BOY MEETS GIRL by BELLA and SAM SPEWACK

P.T. Barnum never died; he went to Hollywood. That was Broadway's view around 1935 when Boy Meets Girl was first presented in New York. Almost annually in those years, Shubert Alley applied a farcical hotfoot to the inane denizens of Celluloid City.

The show is still furiously funny, not because the setting is Hollywood but be cause the subjects are avarice, folly and desire, three aspects of human nature that make the whole world kin. The two protagonists, Robert Law (Lenny Baker) and J. Carlyle Benson (Charles Kimbrough), are nuthouse intellectuals--that is to say, screenwriters. Playwrights Bella and Sam Spewack modeled them on the famed '20s collaborators Ben Hecht and Charles MacArthur. Their problem is to put together a film vehicle for a narcissistic cowboy star whose IQ is perceptibly lower than that of his horse.

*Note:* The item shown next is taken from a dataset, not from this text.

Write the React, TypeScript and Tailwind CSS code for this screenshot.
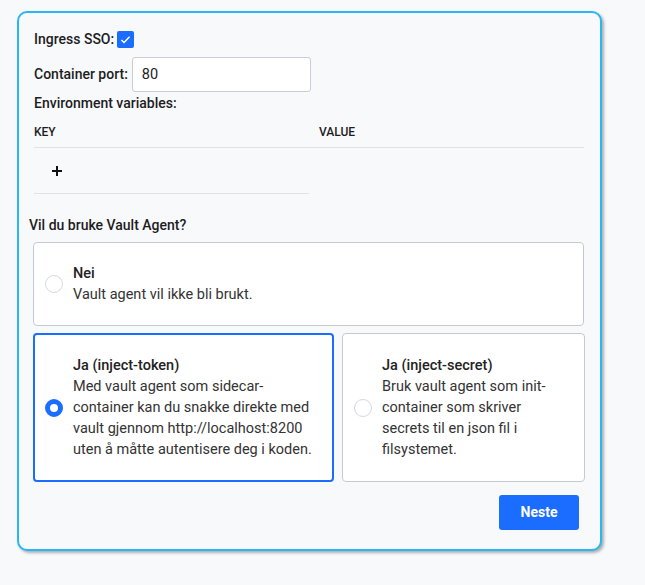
import { useState } from "react";

type Choice = "nei" | "token" | "secret";

function Radio({ checked }: { checked: boolean }) {
  return checked ? (
    <span className="block h-[18px] w-[18px] shrink-0 rounded-full border-[5px] border-[#1a6dff] bg-white" />
  ) : (
    <span className="block h-[18px] w-[18px] shrink-0 rounded-full border border-[#d5d9df] bg-white" />
  );
}

function Option({
  checked,
  title,
  text,
  onClick,
}: {
  checked: boolean;
  title: string;
  text: string;
  onClick: () => void;
}) {
  return (
    <button
      type="button"
      onClick={onClick}
      className={
        checked
          ? "flex items-center gap-[10px] rounded-[4px] border-2 border-[#1a6dff] bg-white py-5 pl-[10px] pr-[18px] text-left"
          : "flex items-center gap-[10px] rounded-[4px] border border-[#c5cad2] bg-white py-5 pl-[11px] pr-[19px] text-left"
      }
    >
      <Radio checked={checked} />
      <div className="text-[14.5px] leading-[21px]">
        <div className="font-medium text-[#222]">{title}</div>
        <div className="text-[#333]">{text}</div>
      </div>
    </button>
  );
}

export default function App() {
  const [choice, setChoice] = useState<Choice>("token");
  const [sso, setSso] = useState(true);

  return (
    <div className="min-h-screen bg-[#f8f9fb] pl-[17px] pt-[11px] font-['Roboto',sans-serif] text-[#1d1d1f]">
      <div className="w-[585px] rounded-[10px] border-2 border-[#29b6f6] bg-[#f8f9fb] pb-[19px] pl-[15px] pr-4 pt-[16px] shadow-[2px_2px_3px_rgba(0,0,0,0.3)]">
        {/* Ingress SSO */}
        <div className="flex h-5 items-center gap-[3px] text-[14px] font-medium">
          <span>Ingress SSO:</span>
          <button
            type="button"
            onClick={() => setSso(!sso)}
            className="flex h-[17px] w-[17px] items-center justify-center rounded-[2px] bg-[#1a6dff]"
          >
            {sso && (
              <svg width="13" height="13" viewBox="0 0 16 16" fill="none">
                <path d="M3 8.5l3.2 3.2L13 4.5" stroke="white" strokeWidth="1.8" />
              </svg>
            )}
          </button>
        </div>

        {/* Container port */}
        <div className="mt-[8px] flex items-center gap-[4px] text-[14px] font-medium">
          <span>Container port:</span>
          <input
            defaultValue="80"
            className="h-[35px] w-[179px] rounded-[3px] border border-[#c9cdd4] bg-white px-[9px] text-[14.5px] font-normal text-[#222] outline-none"
          />
        </div>

        <div className="mt-[1px] text-[14px] font-medium leading-5">Environment variables:</div>

        {/* Env table */}
        <div className="mt-[8px] grid grid-cols-[275px_1fr] text-[12px] font-medium leading-4">
          <div className="border-b border-[#dfe2e6] pb-[7px] pt-[3px]">KEY</div>
          <div className="border-b border-[#dfe2e6] pb-[7px] pl-[10px] pt-[3px]">VALUE</div>
          <div className="flex h-[46px] items-center border-b border-[#dfe2e6] pl-[17px]">
            <svg width="12" height="12" viewBox="0 0 12 12">
              <path d="M6 1v10M1 6h10" stroke="#111" strokeWidth="2" />
            </svg>
          </div>
          <div />
        </div>

        {/* Vault agent */}
        <div className="-ml-[5px] mt-[21px] text-[14px] font-medium leading-5">Vil du bruke Vault Agent?</div>

        <div className="-ml-px mt-[7px] flex flex-col gap-[7px]">
          <Option
            checked={choice === "nei"}
            onClick={() => setChoice("nei")}
            title="Nei"
            text="Vault agent vil ikke bli brukt."
          />
          <div className="grid grid-cols-[301px_243px] gap-2">
            <Option
              checked={choice === "token"}
              onClick={() => setChoice("token")}
              title="Ja (inject-token)"
              text="Med vault agent som sidecar-container kan du snakke direkte med vault gjennom http://localhost:8200 uten å måtte autentisere deg i koden."
            />
            <Option
              checked={choice === "secret"}
              onClick={() => setChoice("secret")}
              title="Ja (inject-secret)"
              text="Bruk vault agent som init-container som skriver secrets til en json fil i filsystemet."
            />
          </div>
        </div>

        <div className="mt-[13px] flex justify-end pr-[5px]">
          <button
            type="button"
            className="h-[35px] w-[80px] rounded-[3px] bg-[#1a6dff] text-[14px] font-bold text-white"
          >
            Neste
          </button>
        </div>
      </div>
    </div>
  );
}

A commissary waitress, Susie (Mary beth Hurt), who has granted her favors to some married bounder and is, as she puts it, "a little bit pregnant," provides the writing duo with an inspiration. They will pair her soon-to-be-born child with the roughrider of the purple sage and tug at the nation's heartstrings.

They do, but there are rib-splitting complications involving studio moguls, frenetic decomposers of music and lyrics, and the amorous son of a British lord.

The cast's spirited foolery inoculates the evening with laughter, and John Lithgow's pell-mell direction would probably secure a friendly salute from the dean of comic mayhem, George Abbott, now 88, who directed Boy Meets Girl the first time, 41 years ago.